In its recent opinion deciding the case of Shipyard Associates vs. the City of Hoboken, the Fund for a Better Waterfront, and the Hudson Tea Buildings Condominium Association, the New Jersey Supreme Court examined two discreet issues. First, whether an ordinance regulating development seaward of the mean high tide was adopted by the municipality under its inherent police power or was a zoning ordinance subject to the New Jersey Municipal Land Use Law (MLUL). Second, the Court considered whether the period of protection afforded to final approvals by the MLUL from new zoning requirements applies to zoning requirements relating to health and public safety.
On the first issue, the Court concluded, based on the particulars of the ordinance in question, that the ordinance was a zoning ordinance. On the second issue, the Court construed the MLUL to mean that a final approval is not subject, during the protection period, to new zoning requirements even if they relate to health and public safety.
The Supreme Court’s opinion was the culmination of a long-running dispute between the developer (Shipyard) and the City of Hoboken (and others) regarding a waterfront development project. The Planning Board granted final site plan approval for a project which included several high-rise apartment buildings and tennis courts on a platform extending into the Hudson River. Shipyard built most of the project in accordance with the final approval but filed an application in 2011 to amend the site plan approval to replace the tennis facilities with two additional residential buildings. The City took several actions to oppose the changes and the Planning Board, because of the City’s actions, voted to deny the application without a hearing. The lower courts, in decisions that were not the subject of the appeal to the Supreme Court, ultimately determined that the amended site plan Shipyard sought had received final approval in July 2012. In late 2013, the City adopted two new ordinances, effective in January 2014. The ordinances, if applicable to the project, would effectively negate the amendment to the site plan that had received final approval less than two years earlier.
Section 59(a) of the MLUL provides the holder of a final approval with vested rights for two years against any changes in zoning requirements, even changes based on ordinances that affect health and public safety. Specifically, it says, “[t]he zoning requirements applicable to the preliminary approval first granted and all other rights conferred upon the developer pursuant to [Section 49 of the MLUL], whether conditionally or otherwise, shall not be changed for a period of two years after the date on which the resolution of final approval is adopted ….”
One of the ordinances was designated as a zoning ordinance but the City argued that one of the ordinances, Z-263, was adopted under its police powers and was not a zoning ordinance, because it was a response to Superstorm Sandy and sought to protect health and safety from flooding. Therefore, according to the City, it was not a “zoning requirement” against which Section 59(a) of the MLUL gives vested rights.
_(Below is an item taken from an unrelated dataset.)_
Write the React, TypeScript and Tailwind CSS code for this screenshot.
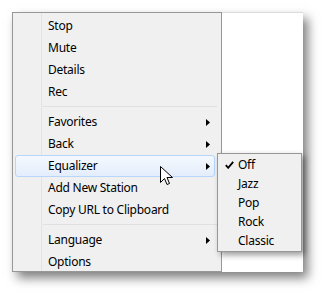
const font = { fontFamily: '"Noto Sans", "Open Sans", sans-serif' }

type Item = { label: string; sub?: boolean; active?: boolean } | 'sep'

const items: Item[] = [
  { label: 'Stop' },
  { label: 'Mute' },
  { label: 'Details' },
  { label: 'Rec' },
  'sep',
  { label: 'Favorites', sub: true },
  { label: 'Back', sub: true },
  { label: 'Equalizer', sub: true, active: true },
  { label: 'Add New Station' },
  { label: 'Copy URL to Clipboard' },
  'sep',
  { label: 'Language', sub: true },
  { label: 'Options' },
]

const presets = ['Off', 'Jazz', 'Pop', 'Rock', 'Classic']

function Arrow() {
  return (
    <svg width="4" height="7" viewBox="0 0 4 7" className="mr-[4px]">
      <path d="M0 0 L4 3.5 L0 7 Z" fill="#000" />
    </svg>
  )
}

function Check() {
  return (
    <svg width="9" height="8" viewBox="0 0 9 8">
      <path d="M0.8 4.2 L3.2 6.8 L8.2 0.8" fill="none" stroke="#000" strokeWidth="1.8" />
    </svg>
  )
}

function Cursor() {
  return (
    <svg width="13" height="21" viewBox="0 0 13 21" className="absolute left-[160px] top-[166px]">
      <path
        d="M0.5 0.5 L0.5 16.5 L4.5 12.5 L7 18.5 L9.5 17.5 L7 11.5 L12.5 11.5 Z"
        fill="#fff"
        stroke="#000"
        strokeWidth="1"
        strokeLinejoin="miter"
      />
    </svg>
  )
}

export default function App() {
  return (
    <div
      className="relative w-[323px] h-[292px] bg-white pl-[12px] pt-[12px] text-[12px] tracking-[-0.25px] text-black"
      style={font}
    >
      <div className="flex w-[291px] h-[260px] shadow-[5px_6px_10px_rgba(0,0,0,0.5)]">
        <div className="relative w-[210px] h-[260px] overflow-hidden border border-[#979797] bg-[#f0f0f0] px-[2px] pt-[2px]">
          <div className="absolute left-[28px] top-0 bottom-0 w-[2px] border-l border-[#e2e3e3] border-r-white" />
          <div className="relative flex flex-col">
            {items.map((it, i) =>
              it === 'sep' ? (
                <div key={i} className="h-[8px] flex flex-col justify-center pl-[28px] pr-[2px]">
                  <div className="h-[2px] border-t border-[#e0e0e0] border-b-white" />
                </div>
              ) : (
                <div
                  key={i}
                  className={`h-[22px] mr-[4px] flex items-center justify-between pl-[32px] rounded-[3px] border ${
                    it.active
                      ? 'border-[#b8d6fb] bg-gradient-to-b from-[#f5f9fe] to-[#e3edfb]'
                      : 'border-transparent'
                  }`}
                >
                  <span className="leading-none">{it.label}</span>
                  {it.sub && <Arrow />}
                </div>
              )
            )}
          </div>
        </div>
        <div className="w-[81px] h-[260px] bg-white border-t border-[#dcdcdc]" />
      </div>

      <div className="absolute left-[217px] top-[153px] w-[85px] h-[99px] border border-[#979797] bg-[#f0f0f0] pt-[1px] px-[2px] shadow-[3px_3px_6px_rgba(0,0,0,0.4)]">
        {presets.map((p, i) => (
          <div key={p} className="h-[19px] flex items-center">
            <div className="w-[18px] pl-[5px] flex items-center">{i === 0 && <Check />}</div>
            <span className="leading-none">{p}</span>
          </div>
        ))}
      </div>

      <Cursor />
    </div>
  )
}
The Supreme Court, based on the particular attributes of the ordinance, distinguished it from other municipal laws that were judicially deemed to have been enacted under a municipality’s police power even though they touch on land use (such as ordinances regulating tree removal and restricting indoor smoking) and held that Z-263 was a zoning initiative that fundamentally changed the zoning of the property in question.
The City also argued that even if ordinance Z-263 is a zoning ordinance, Section 59(a) of the MLUL should be construed to include an implicit exception to permit changes to zoning requirements that relate to health and safety. In support of this position, the City pointed to language elsewhere in the MLUL, notably in Sections 49 and 10.5, that except zoning changes relating to heath and safety from rights protected against zoning changes generally. Section 49 provides a three year period of protection to preliminary approvals from zoning changes, but says, in part, “nothing herein shall be construed to prevent the municipality from modifying by ordinance such general terms and conditions of preliminary approval as relate to public health and safety ….” Section 10.5 provides that a development application is subject to the zoning laws in effect at the time that it is filed (the so-called “time of application” rule) and that subsequent development regulations “except those relating to health and public safety” are not applicable to the application.
The Supreme Court held that under the plain language of the statute, there is no exception under Section 59(a) that allows a final approval to be affected during the vested period by new zoning regulations even if they do relate to health and public safety. Moreover, the Court reasoned that the Legislature, in explicitly providing the noted health and public safety exceptions elsewhere in the MLUL, intended to provide a developer with an increasing level of protection against changes to the zoning regulations through the application process, culminating in absolute protection upon final approval.
The Supreme Court’s opinion in Shipyard is significant to the land use bar on two levels. The analysis of whether Z-263 was zoning versus of police power ordinance is fact-based but, coming from the Supreme Court, highly instructive. The holding that there is no implied heath and public safety exception to the vested rights applicable to final approvals under Section 59(a) of the MLUL definitively decides a question that had been open to debate.